Transitioning back to her expectations as a parent, while attempting to balance the discipline and life lessons with her personal philosophy as a fun grandparent, Jodie commented, “I used to be the youngest one in the group, and now I’m the old lady…in this particular season of our journey, it still works; we make it work. God brought this whole group of new people to do things with; and, it takes a lot of people to raise people.” Old wives may have a tale about requiring a village to successfully raise a child; and, today, in the year 2022, the Sanchez’s found a village in Enid to affix among their story’s adaptation of a grandparent raising a grandchild.
Celebrating the Generations
Nobody has grandparents like you. You are—singularly—the only person on this earth who has felt the way your grandparents have made you feel as a grandchild. Seemingly all-knowing to a child’s mind, yet captivatingly enigmatic, the relationship between grandchild and grandparent is as unique as cheek-pinching fingertips. Even among siblings and cousins who share the same grandparents, you would be hard-pressed to find two relatives that have experienced the same two characters, out of the same two people, who’ve became known to them as ‘Grandma’ and ‘Grandpa’. We find ways to differentiate the individualized love we have for these souls, commonly giving distinctive nicknames to celebrate their affections for us. Originally anointed your Gigi and Poppi, or G.G. and Grand Papa, one day you grow to find they have real names, too; not just the synonymous name-games you’ve played for so long.

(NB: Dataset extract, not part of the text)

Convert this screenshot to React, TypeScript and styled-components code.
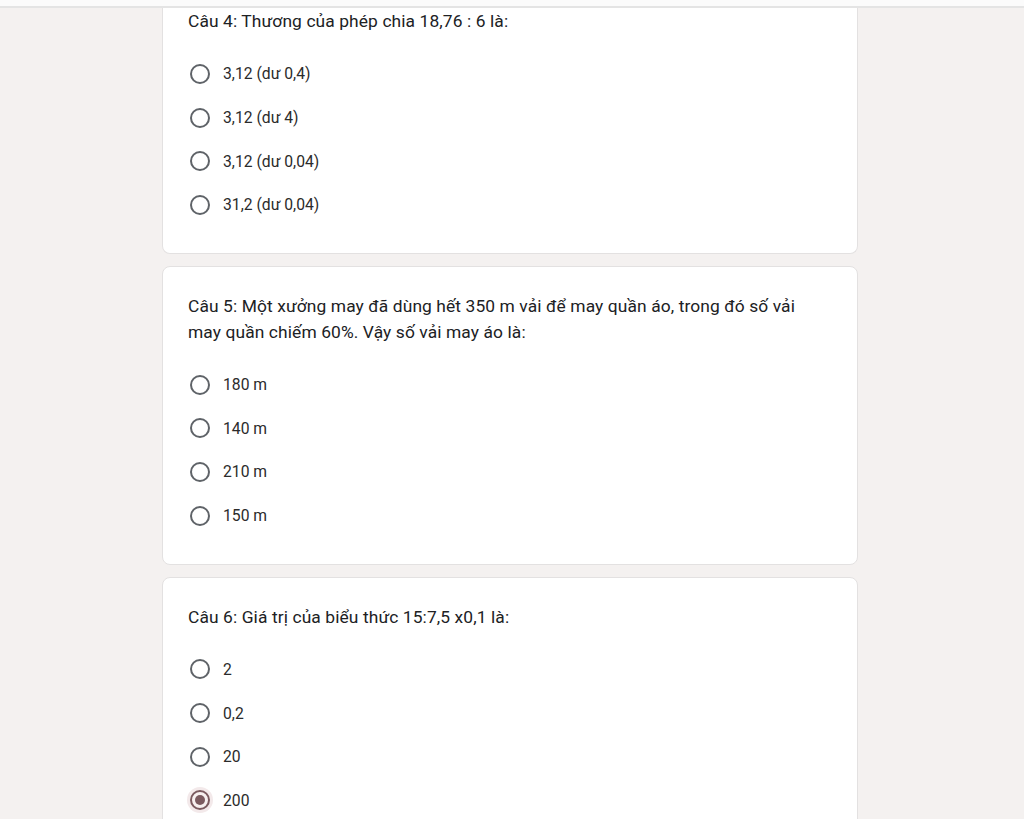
import React from 'react';
import styled, { createGlobalStyle } from 'styled-components';

const GlobalStyle = createGlobalStyle`
    html, body {
        margin: 0;
        padding: 0;
        background: #f4f1f0;
    }
    body {
        font-family: Roboto, "Liberation Sans", sans-serif;
        color: #202124;
        overflow: hidden;
    }
`;

interface Question {
    title: string;
    options: string[];
    selected?: number;
}

const questions: Question[] = [
    {
        title: 'Câu 4: Thương của phép chia 18,76 : 6 là:',
        options: ['3,12 (dư 0,4)', '3,12 (dư 4)', '3,12 (dư 0,04)', '31,2 (dư 0,04)'],
    },
    {
        title: 'Câu 5: Một xưởng may đã dùng hết 350 m vải để may quần áo, trong đó số vải may quần chiếm 60%. Vậy số vải may áo là:',
        options: ['180 m', '140 m', '210 m', '150 m'],
    },
    {
        title: 'Câu 6: Giá trị của biểu thức 15:7,5 x0,1 là:',
        options: ['2', '0,2', '20', '200'],
        selected: 3,
    },
];

const Page = styled.div`
    height: 819px;
    display: flex;
    flex-direction: column;
`;

const TopBar = styled.div`
    height: 6px;
    flex: none;
    background: #fbfbfb;
    border-bottom: 2px solid #e4e4e4;
`;

const List = styled.div`
    width: 696px;
    margin-left: 162px;
    display: flex;
    flex-direction: column;
    gap: 12px;
`;

const Card = styled.div<{ $clipped?: boolean }>`
    background: #ffffff;
    border: 1px solid #e3e1e1;
    border-top: ${(p) => (p.$clipped ? 'none' : '1px solid #e3e1e1')};
    border-radius: ${(p) => (p.$clipped ? '0 0 8px 8px' : '8px')};
    padding: ${(p) => (p.$clipped ? '0' : '26px')} 25px 26px 25px;
    box-sizing: border-box;
`;

const Title = styled.div`
    font-size: 17.4px;
    line-height: 26px;
    letter-spacing: 0.1px;
    padding-right: 14px;
    margin-bottom: 18px;
`;

const Option = styled.div`
    display: flex;
    align-items: center;
    height: 43.7px;
    gap: 13px;
    padding-left: 2px;
    font-size: 15.7px;
    color: #2b2b2b;
`;

const Radio = styled.span<{ $checked?: boolean }>`
    width: 20px;
    height: 20px;
    box-sizing: border-box;
    border-radius: 50%;
    border: 2px solid ${(p) => (p.$checked ? '#7b5a5f' : '#5f6368')};
    display: flex;
    align-items: center;
    justify-content: center;
    flex: none;
    box-shadow: ${(p) => (p.$checked ? '0 0 0 3px #f3e9ea' : 'none')};
    background: ${(p) => (p.$checked ? '#f7efef' : 'transparent')};
`;

const Dot = styled.span`
    width: 10px;
    height: 10px;
    border-radius: 50%;
    background: #7b5a5f;
`;

export default function App() {
    return (
        <Page>
            <GlobalStyle />
            <TopBar />
            <List>
                {questions.map((q, i) => (
                    <Card key={q.title} $clipped={i === 0}>
                        <Title>{q.title}</Title>
                        {q.options.map((o, j) => (
                            <Option key={o}>
                                <Radio $checked={q.selected === j}>
                                    {q.selected === j ? <Dot /> : null}
                                </Radio>
                                {o}
                            </Option>
                        ))}
                    </Card>
                ))}
            </List>
        </Page>
    );
}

Life is experienced in so many different ways, with those trains of nostalgia reaching the final station only after numerous stops have been made along the intersecting tracks. Grandparents often see the joy in every moment, far beyond the possibilities we were able to comprehend as children. Time can be cruel in a menagerie of ways, being: too fast, too slow, too monotonous, too chaotic…but, the inevitable lesson time will teach us all, is it continues to roll on. Regardless of what you call them, or the form your relationship has taken over the years, we should all find ourselves celebrating this Grandparents Day with joy, love, and gratitude. Tell them stories of your childhood; ask them about theirs. Discover all of the reasons that brought them together, that led to them bringing you here. On Sept.11th, pull out all of the stops—jump on the nostalgia train, and ride it all the way into the warm embrace of remembering why family matters.